Hundreds of Goldsmiths students held a demonstration outside Deptford Town Hall yesterday (October 4) in protest at the university’s plans to once again raise tuition fees.
The students gathered together in the afternoon, after Goldsmiths management said that they would be once again raising the student fees next year. This comes after the government announced last week that fees would be rising to as much as £9500 for students starting higher education in 2018.
Protesters organised through Twitter, after expressing their disappointment at the increase in fees, with some suggesting that fees would reach as much as £10,500 by 2021.
They argue that the continued increase in fees puts students from lower-income backgrounds at a disadvantage, and claim that education in the UK has already received exponential cuts.
George Edmondson, 19, a first year Popular Music student at Goldsmiths said it was “heartbreaking” to see so many students now unable to go to university:
“I know a few people myself that don’t come to university because it’s seen as something that is just too expensive, and they’ll never get to express their creativity.”

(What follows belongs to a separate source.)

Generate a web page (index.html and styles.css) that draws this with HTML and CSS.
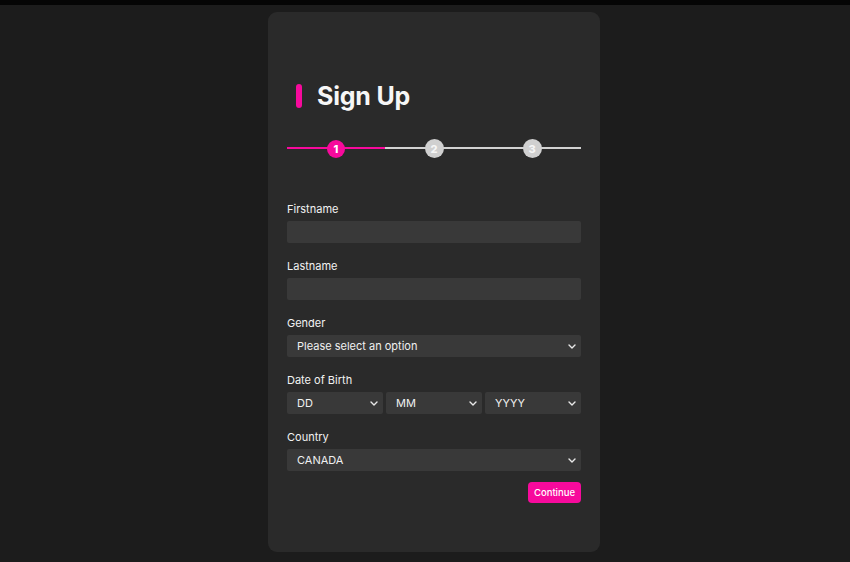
FILE: index.html
```html
<!DOCTYPE html>
<html lang="en">
<head>
<meta charset="utf-8">
<title>Sign Up</title>
<link rel="stylesheet" href="styles.css">
</head>
<body>
<div class="topbar"></div>
<main class="card">
  <h1 class="title"><span class="title-mark"></span>Sign Up</h1>
  <div class="stepper">
    <div class="step-track"><div class="step-fill"></div></div>
    <div class="steps">
      <span class="step active">1</span>
      <span class="step">2</span>
      <span class="step">3</span>
    </div>
  </div>
  <form class="form">
    <div class="fields">
      <div class="field">
        <label class="label">Firstname</label>
        <input class="input" type="text">
      </div>
      <div class="field">
        <label class="label">Lastname</label>
        <input class="input" type="text">
      </div>
      <div class="field">
        <label class="label">Gender</label>
        <div class="select-wrap">
          <select class="select"><option>Please select an option</option></select>
          <svg class="chev" width="8" height="5" viewBox="0 0 8 5"><path d="M1 1l3 3 3-3" fill="none" stroke="#e8e8e8" stroke-width="1.4" stroke-linecap="round" stroke-linejoin="round"/></svg>
        </div>
      </div>
      <div class="field">
        <label class="label">Date of Birth</label>
        <div class="dob">
          <div class="select-wrap">
            <select class="select"><option>DD</option></select>
            <svg class="chev" width="8" height="5" viewBox="0 0 8 5"><path d="M1 1l3 3 3-3" fill="none" stroke="#e8e8e8" stroke-width="1.4" stroke-linecap="round" stroke-linejoin="round"/></svg>
          </div>
          <div class="select-wrap">
            <select class="select"><option>MM</option></select>
            <svg class="chev" width="8" height="5" viewBox="0 0 8 5"><path d="M1 1l3 3 3-3" fill="none" stroke="#e8e8e8" stroke-width="1.4" stroke-linecap="round" stroke-linejoin="round"/></svg>
          </div>
          <div class="select-wrap">
            <select class="select"><option>YYYY</option></select>
            <svg class="chev" width="8" height="5" viewBox="0 0 8 5"><path d="M1 1l3 3 3-3" fill="none" stroke="#e8e8e8" stroke-width="1.4" stroke-linecap="round" stroke-linejoin="round"/></svg>
          </div>
        </div>
      </div>
      <div class="field">
        <label class="label">Country</label>
        <div class="select-wrap">
          <select class="select"><option>CANADA</option></select>
          <svg class="chev" width="8" height="5" viewBox="0 0 8 5"><path d="M1 1l3 3 3-3" fill="none" stroke="#e8e8e8" stroke-width="1.4" stroke-linecap="round" stroke-linejoin="round"/></svg>
        </div>
      </div>
    </div>
    <div class="actions">
      <button class="btn" type="button">Continue</button>
    </div>
  </form>
</main>
</body>
</html>
```

FILE: styles.css
```css
* { box-sizing: border-box; }
html, body {
  margin: 0;
  padding: 0;
  background: #1c1c1c;
  font-family: Inter, "Liberation Sans", Arial, sans-serif;
  color: #f0f0f0;
  height: 100%;
  overflow: hidden;
}
.topbar {
  height: 5px;
  background: #050505;
}
.card {
  margin: 7px 0 0 268px;
  width: 332px;
  height: 540px;
  background: #2a2a2a;
  border-radius: 9px;
  padding: 72px 19px 0 19px;
}
.title {
  display: flex;
  align-items: center;
  height: 24px;
  margin: 0 0 31px 0;
  padding-left: 9px;
  font-size: 25px;
  font-weight: 700;
  color: #f6f6f6;
  letter-spacing: -0.2px;
}
.title-mark {
  width: 6px;
  height: 24px;
  border-radius: 3px;
  background: #f70a9c;
  margin-right: 15px;
}
.stepper {
  position: relative;
  height: 18px;
  margin-bottom: 45px;
}
.step-track {
  position: absolute;
  left: 0;
  right: 0;
  top: 8px;
  height: 2px;
  background: #d2d2d2;
}
.step-fill {
  width: 33.4%;
  height: 100%;
  background: #f70a9c;
}
.steps {
  position: relative;
  display: grid;
  grid-template-columns: 1fr 1fr 1fr;
  justify-items: center;
  align-items: center;
  height: 18px;
}
.step {
  width: 19px;
  height: 19px;
  border-radius: 50%;
  background: #d0d0d0;
  color: #f6f6f6;
  font-size: 11px;
  font-weight: 800;
  display: flex;
  align-items: center;
  justify-content: center;
}
.step.active {
  width: 18px;
  height: 18px;
  background: #f70a9c;
  color: #ffffff;
}
.fields {
  display: flex;
  flex-direction: column;
  gap: 16px;
}
.label {
  display: block;
  font-size: 11px;
  line-height: 14px;
  margin-bottom: 5px;
  color: #f2f2f2;
}
.input, .select {
  display: block;
  width: 100%;
  height: 22px;
  border: none;
  border-radius: 2px;
  background: #393939;
  outline: none;
}
.select {
  appearance: none;
  -webkit-appearance: none;
  color: #f0f0f0;
  font-family: inherit;
  font-size: 11px;
  padding: 0 0 0 10px;
}
.select-wrap {
  position: relative;
}
.chev {
  position: absolute;
  right: 5px;
  top: 9px;
  pointer-events: none;
}
.dob {
  display: grid;
  grid-template-columns: 1fr 1fr 1fr;
  gap: 3px;
}
.actions {
  display: flex;
  justify-content: flex-end;
  margin-top: 11px;
}
.btn {
  width: 53px;
  height: 21px;
  border: none;
  border-radius: 4px;
  background: #f70a9c;
  color: #ffffff;
  font-family: inherit;
  font-size: 9.5px;
  font-weight: 500;
  padding: 0;
}
```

Ayeisha Hardcastle, 22, a third year English student, echoed these sentiments: “[The increase in fees] definitely has deterred people from coming to university. I don’t think many people, especially those from lower-income backgrounds, will now be able to go to university.”
A spokesperson for Goldsmiths said: “As part of a raft of proposals, the Government wants to allow universities to increase their fees in line with inflation subject to a successful assessment by a Teaching Excellence Framework (TEF). The current tuition fee is fixed while costs rise. Releasing the fee cap is a matter for parliament.
“Our Finance and Resources Committee has given authority to the College to raise fees to £9,250, should the cap be removed. The new fees will apply to new students only and will not apply to those currently enrolled on undergraduate courses at Goldsmiths.
“The bulk of any additional fee income that arises from the increase will be reinvested back into the student experience, including bursaries for those who need it, such as to cover costs of accommodation, improvements to student support services and campus facilities. We are guided by student feedback and the Students’ Union as to where the need is.”
The Universities Minister Jo Johnson claims that the increase in fees, along with a new gold/silver/bronze grading system for universities “will also give students clear, understandable information about where the best teaching is on offer”.
But even universities in the lowest tier will be able to charge the same basic tuition fee in 2018 as those in the top tier.